> **WORK TO DO**: Copy every line of the listing that holds the string "this".

■ ■ ■ ■ ■ ■ ■

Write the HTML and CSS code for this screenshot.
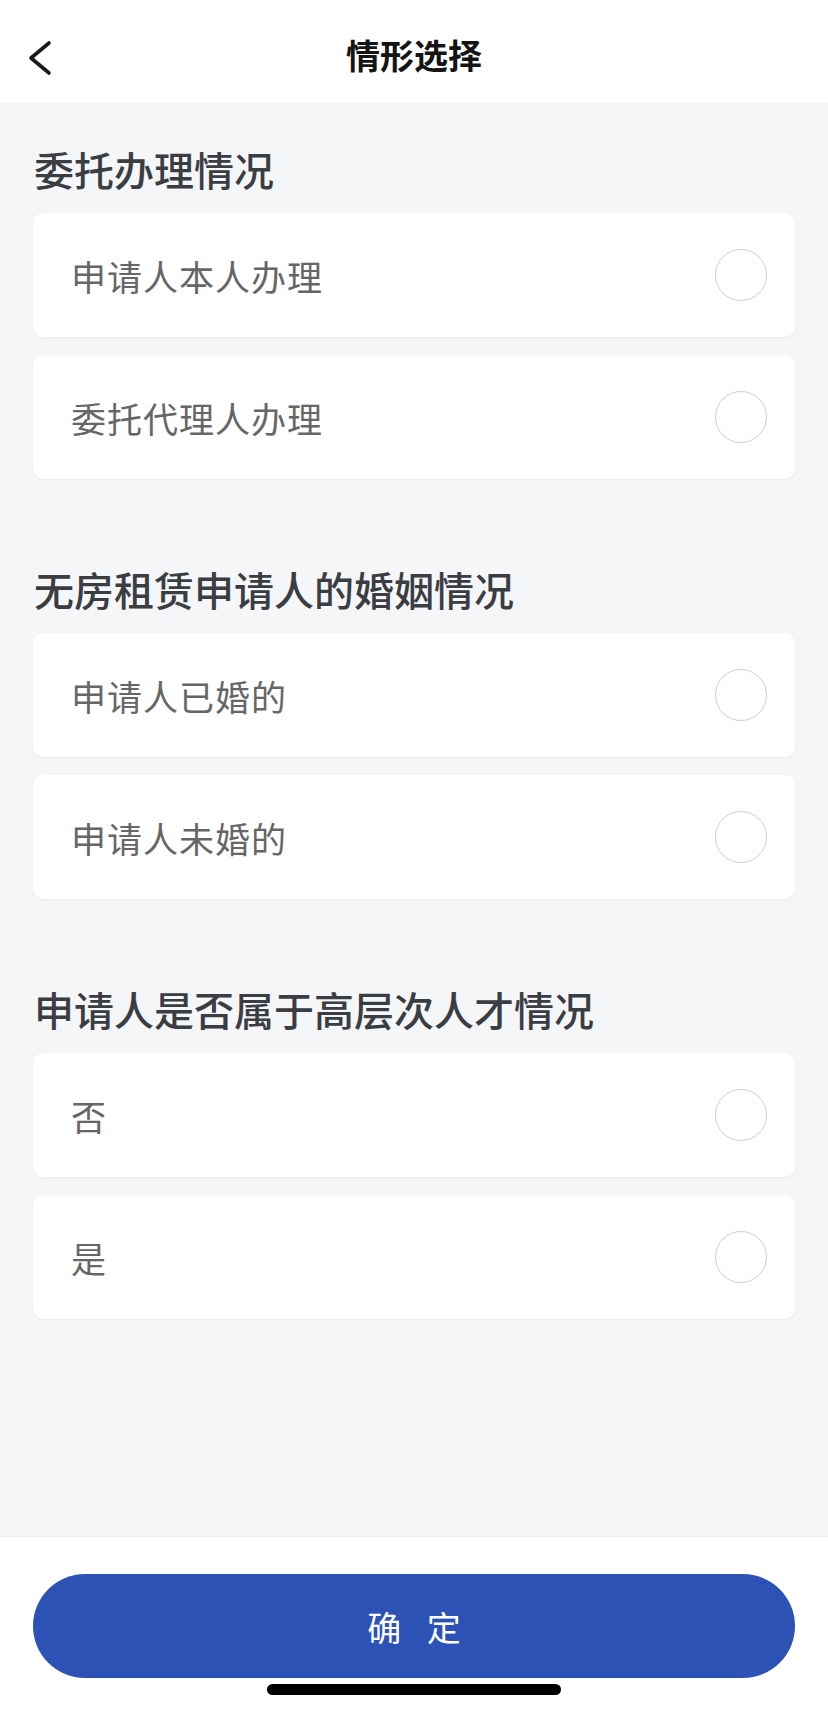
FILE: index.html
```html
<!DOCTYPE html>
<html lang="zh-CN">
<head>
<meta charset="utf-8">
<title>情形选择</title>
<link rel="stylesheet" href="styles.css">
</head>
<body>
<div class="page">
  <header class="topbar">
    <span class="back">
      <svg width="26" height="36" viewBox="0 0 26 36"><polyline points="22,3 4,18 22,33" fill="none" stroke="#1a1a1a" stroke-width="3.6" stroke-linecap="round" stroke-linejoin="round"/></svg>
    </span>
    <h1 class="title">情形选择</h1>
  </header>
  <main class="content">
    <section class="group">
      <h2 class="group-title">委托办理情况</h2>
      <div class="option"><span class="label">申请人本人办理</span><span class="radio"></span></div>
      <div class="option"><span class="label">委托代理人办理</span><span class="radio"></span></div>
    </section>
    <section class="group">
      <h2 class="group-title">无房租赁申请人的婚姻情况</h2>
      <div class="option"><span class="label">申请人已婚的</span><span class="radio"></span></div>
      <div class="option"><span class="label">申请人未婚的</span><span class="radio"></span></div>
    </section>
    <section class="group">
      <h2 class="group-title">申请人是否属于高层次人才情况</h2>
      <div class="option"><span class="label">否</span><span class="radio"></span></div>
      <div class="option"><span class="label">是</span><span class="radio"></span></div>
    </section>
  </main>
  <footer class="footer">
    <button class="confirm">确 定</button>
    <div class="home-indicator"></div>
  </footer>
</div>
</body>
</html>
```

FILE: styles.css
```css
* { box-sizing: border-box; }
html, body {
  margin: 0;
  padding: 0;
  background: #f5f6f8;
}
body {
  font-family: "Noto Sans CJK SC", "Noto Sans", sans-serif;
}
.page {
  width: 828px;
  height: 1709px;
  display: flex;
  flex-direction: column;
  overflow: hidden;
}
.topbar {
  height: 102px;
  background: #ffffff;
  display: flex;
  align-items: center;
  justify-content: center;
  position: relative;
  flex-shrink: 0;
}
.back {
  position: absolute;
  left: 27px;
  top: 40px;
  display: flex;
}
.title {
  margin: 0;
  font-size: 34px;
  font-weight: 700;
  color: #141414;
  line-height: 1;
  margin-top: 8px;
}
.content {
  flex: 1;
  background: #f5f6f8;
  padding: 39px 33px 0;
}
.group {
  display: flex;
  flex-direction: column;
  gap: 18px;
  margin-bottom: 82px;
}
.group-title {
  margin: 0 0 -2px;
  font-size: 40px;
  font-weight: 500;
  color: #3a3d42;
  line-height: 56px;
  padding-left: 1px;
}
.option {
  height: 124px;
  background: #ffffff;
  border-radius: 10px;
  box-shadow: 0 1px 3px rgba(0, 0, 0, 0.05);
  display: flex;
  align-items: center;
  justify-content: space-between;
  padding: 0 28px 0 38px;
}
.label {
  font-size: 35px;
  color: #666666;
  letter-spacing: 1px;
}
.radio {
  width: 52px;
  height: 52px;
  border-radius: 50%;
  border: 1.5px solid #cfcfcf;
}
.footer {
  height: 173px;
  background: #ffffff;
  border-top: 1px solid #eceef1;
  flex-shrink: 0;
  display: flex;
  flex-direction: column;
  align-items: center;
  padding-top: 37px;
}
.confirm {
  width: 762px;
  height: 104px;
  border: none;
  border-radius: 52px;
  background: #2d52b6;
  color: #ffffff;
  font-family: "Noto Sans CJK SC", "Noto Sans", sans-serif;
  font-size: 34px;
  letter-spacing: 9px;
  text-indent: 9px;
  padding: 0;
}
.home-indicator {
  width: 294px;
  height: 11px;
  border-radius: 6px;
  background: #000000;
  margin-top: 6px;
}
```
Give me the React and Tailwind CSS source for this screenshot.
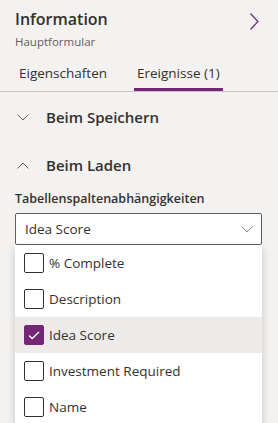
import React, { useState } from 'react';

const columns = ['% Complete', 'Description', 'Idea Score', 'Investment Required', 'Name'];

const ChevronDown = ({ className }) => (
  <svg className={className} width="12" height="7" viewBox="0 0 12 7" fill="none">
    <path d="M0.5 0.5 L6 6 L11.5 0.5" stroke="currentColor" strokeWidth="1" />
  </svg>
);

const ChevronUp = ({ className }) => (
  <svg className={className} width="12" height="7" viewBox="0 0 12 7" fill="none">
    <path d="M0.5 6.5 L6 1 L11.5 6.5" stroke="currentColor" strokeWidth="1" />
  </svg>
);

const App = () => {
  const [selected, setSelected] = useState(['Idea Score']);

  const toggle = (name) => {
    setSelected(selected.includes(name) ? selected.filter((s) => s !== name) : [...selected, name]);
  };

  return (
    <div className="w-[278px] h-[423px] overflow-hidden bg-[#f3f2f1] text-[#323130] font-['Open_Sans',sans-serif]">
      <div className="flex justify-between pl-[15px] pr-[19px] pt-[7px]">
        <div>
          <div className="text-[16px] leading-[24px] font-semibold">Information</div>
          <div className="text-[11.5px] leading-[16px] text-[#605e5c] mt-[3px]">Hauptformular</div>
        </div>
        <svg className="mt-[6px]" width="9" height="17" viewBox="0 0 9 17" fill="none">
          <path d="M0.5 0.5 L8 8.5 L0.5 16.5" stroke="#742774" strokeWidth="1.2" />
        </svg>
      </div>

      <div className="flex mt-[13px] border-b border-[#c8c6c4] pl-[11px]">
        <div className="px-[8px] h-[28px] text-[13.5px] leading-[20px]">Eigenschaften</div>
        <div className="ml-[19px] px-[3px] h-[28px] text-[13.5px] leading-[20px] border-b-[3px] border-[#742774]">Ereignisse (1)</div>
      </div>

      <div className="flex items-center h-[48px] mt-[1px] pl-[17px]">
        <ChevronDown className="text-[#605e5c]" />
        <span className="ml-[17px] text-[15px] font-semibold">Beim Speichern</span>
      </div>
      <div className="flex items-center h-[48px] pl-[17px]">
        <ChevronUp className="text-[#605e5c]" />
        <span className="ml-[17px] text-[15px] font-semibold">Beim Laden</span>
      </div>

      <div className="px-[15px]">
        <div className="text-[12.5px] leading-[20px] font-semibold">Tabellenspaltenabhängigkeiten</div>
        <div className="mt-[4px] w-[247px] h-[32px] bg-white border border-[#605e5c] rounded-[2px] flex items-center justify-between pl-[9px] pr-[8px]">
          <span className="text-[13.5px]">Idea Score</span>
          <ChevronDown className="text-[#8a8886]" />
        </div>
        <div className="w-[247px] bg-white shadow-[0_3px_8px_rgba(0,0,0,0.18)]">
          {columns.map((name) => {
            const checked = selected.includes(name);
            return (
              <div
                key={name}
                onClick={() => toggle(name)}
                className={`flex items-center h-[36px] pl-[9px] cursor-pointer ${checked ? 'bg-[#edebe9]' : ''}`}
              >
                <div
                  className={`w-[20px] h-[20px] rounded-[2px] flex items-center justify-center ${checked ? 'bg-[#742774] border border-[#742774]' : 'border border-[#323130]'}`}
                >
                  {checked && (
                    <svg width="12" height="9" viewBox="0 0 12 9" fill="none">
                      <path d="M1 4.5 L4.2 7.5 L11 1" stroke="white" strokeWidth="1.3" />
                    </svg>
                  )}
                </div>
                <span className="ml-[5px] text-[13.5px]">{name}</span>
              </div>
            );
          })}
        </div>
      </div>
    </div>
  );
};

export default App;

■ ■ ■ ■ ■ ■ ■

> **RESPONSE**:
Write the HTML and CSS code for this screenshot.
Give me the React and Tailwind CSS source for this screenshot.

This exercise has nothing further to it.